PAPE’ETE, November 26 — French Polynesia’s veteran politician and former President Gaston Flosse, who was jailed two weeks ago as part of a “temporary detention” measure under a current investigation into allegations of misuse of funds, has been released on Thursday (Wednesday Tahiti time, GMT-10), local media report.
The release results from a ruling made last week by a local judge of “detention and freedom”, who was responding to a request from Flosse’s lawyers.
The judge in substance deemed that Flosse’s release would not be of a nature to allow interference with key witnesses. Even though the ruling has since been appealed by an angry public prosecutor, the public prosecution’s appeal will not be heard before next week.
In the interim, Flosse is therefore allowed out of jail, a decision that his party Tahoeraa Huiraatira, has immediately welcomed.
Tahoeraa Huiraatira, since Wednesday, has returned to power as part of a coalition that ousted former President Oscar Temaru and brought back in former President Gaston Tong Sang.

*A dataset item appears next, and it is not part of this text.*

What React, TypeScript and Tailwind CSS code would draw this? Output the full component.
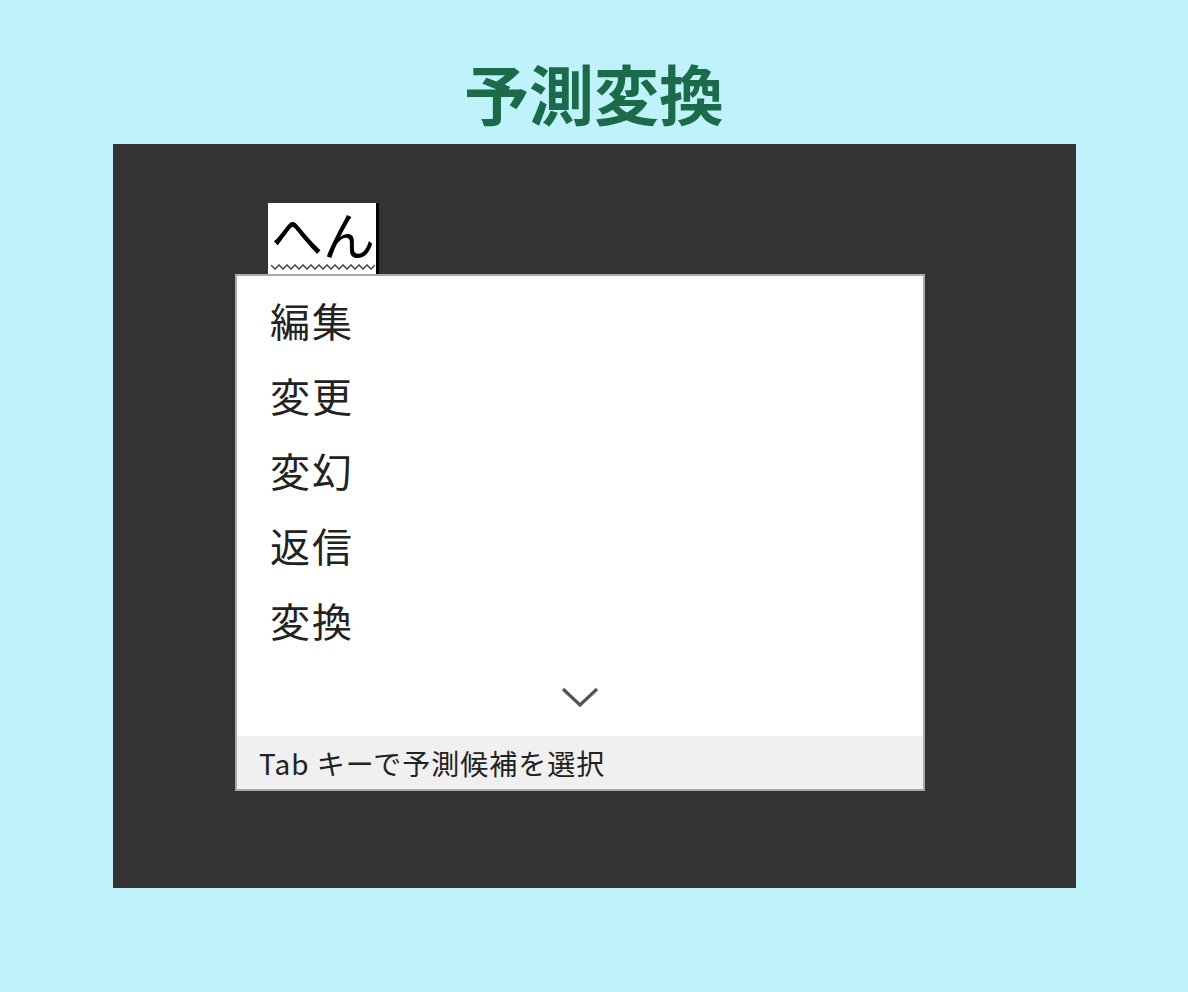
const jp = { fontFamily: '"Noto Sans CJK JP", "Noto Sans", sans-serif' };

const candidates = ["編集", "変更", "変幻", "返信", "変換"];

function Squiggle() {
  const pts: string[] = [];
  for (let i = 0; i <= 26; i++) {
    pts.push(`${i * 4},${i % 2 === 0 ? 1 : 5}`);
  }
  return (
    <svg width="104" height="7" viewBox="0 0 104 7" className="block">
      <polyline points={pts.join(" ")} fill="none" stroke="#444" strokeWidth="1.5" />
    </svg>
  );
}

export default function App() {
  return (
    <div className="w-[1188px] h-[992px] bg-[#c0f2fc] flex flex-col" style={jp}>
      <div className="h-[144px] pt-[56px] flex justify-center">
        <h1 className="text-[65px] leading-[72px] font-bold text-[#1b6b4a]">予測変換</h1>
      </div>
      <div className="ml-[113px] w-[963px] h-[744px] bg-[#333333] pt-[59px] pl-[122px] flex flex-col">
        <div className="ml-[33px] w-[111px] h-[71px] bg-white flex">
          <div className="flex-1 flex flex-col pl-[3px]">
            <div className="text-[52px] leading-[61px] text-black">へん</div>
            <Squiggle />
          </div>
          <div className="w-[3px] bg-black" />
        </div>
        <div className="w-[690px] h-[517px] bg-white border-2 border-[#a9a9a9] flex flex-col">
          <div className="pt-[6px] pl-[33px] flex flex-col">
            {candidates.map((c) => (
              <div key={c} className="h-[75px] flex items-center text-[40px] tracking-[2px] text-[#222]">
                {c}
              </div>
            ))}
          </div>
          <div className="flex-1 flex items-center justify-center">
            <svg width="40" height="22" viewBox="0 0 40 22">
              <polyline points="3,3 20,19 37,3" fill="none" stroke="#555" strokeWidth="3.2" />
            </svg>
          </div>
          <div className="h-[53px] bg-[#f0f0f0] flex items-center pl-[22px] text-[28px] tracking-[1px] text-[#222]">
            Tab キーで予測候補を選択
          </div>
        </div>
      </div>
    </div>
  );
}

Speaking to local media one day after his return to power, Tong Sang did not rule out appointing Flosse to the high position of Vice-President in his executive, since the decision, he stressed, was up to Flosse’s Tahoeraa Huiraatira party, in keeping with the fresh coalition agreement.
Flosse’s immunity as a member of the French Senate was lifted early November. The request to have his privileges removed came from investigating judges Philippe Stelmach and Jean-François Redonnet, who, over the past six months, have intensified their judicial investigation into a number of cases, including some involving corruption.
Also released on Thursday is French business executive Hubert Haddad whose “2H” company (which was granted the local phone directory market under Flosse’s administration) is alleged to have participated in an operation of monetary kickbacks for the benefit of local government politicians.
Haddad, who had been in jail for the past five and a half months as part of the investigation, has spent the past few days under medical care, due to a heart condition. He was now to be transferred to Pape’ete’s main hospital.
JUDICIAL SAGA
In the past months, as part of the judicial investigation, 78-year-old Flosse, recently dubbed locally “the old lion”, has been summoned and heard several times before Stelmach and Redonnet.
Earlier this month, judge Stelmach labeled Flosse’s two-week jail term a “temporary detention” for charges of passive corruption, embezzlement of public funds and destruction of evidence.